3. Yet they were diligent. Diligence is having or showing care and conscientiousness in one's work or duties; in 1828, the word was   defined as: “Constant in effort or exertion to accomplish what is undertaken, prosecuted with care and constant effort.” Obviously, these men were not apt to give up until they achieved their goal—finding Zarahemla, no matter how long it took. The scriptural record makes this quite clear in Mormon choosing the word “diligent” as Joseph Smith translated it.

4. having traveled in a land among many waters. It should be kept in mind that this Land of Many Waters contained the Land of Cumorah—and from a northerly view, both being beyond the Land of Desolation. It should also be noted that it was a “land” of Cumorah, which contained the hill Cumorah (Mormon 6:2). And this Land of Cumorah was within a land of many waters, which contained rivers and fountains (Mormon 6:4).
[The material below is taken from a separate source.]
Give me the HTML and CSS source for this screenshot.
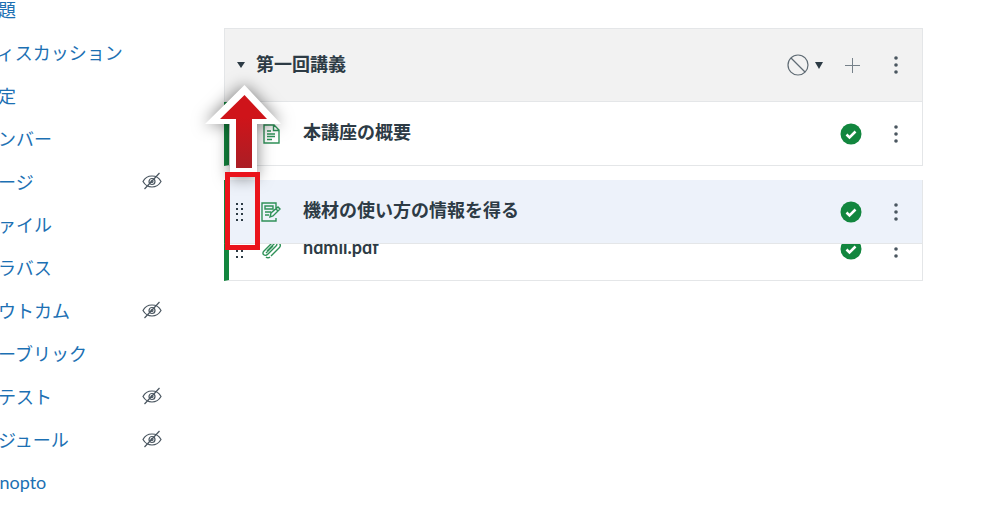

Now these lands were moving northward “Thus the land on the northward was called Desolation, and the land on the southward was called Bountiful”(Alma 22:31); the Land of Desolation was north of the Narrow Neck of Land (Alma 22:31); the Land of Many Waters was north of Desolation, and the Land of Cumorah was within the Land of Many Waters (Mormon 6:4).

The South to North logistics of Mormon’s Map


It should also be noted that Mormon says the Land of Cumorah was far beyond the Land of Desolation. “So far northward that it came into the land which had been peopled and been destroyed.” This was the land, of course, that had been occupied by the Jaredites—the Land Northward. And the Land of Cumorah was within the Land of Many Waters, so far to the north of the Narrow Neck of Land, beyond the Land of Desolation, clear to the Land of Many Waters.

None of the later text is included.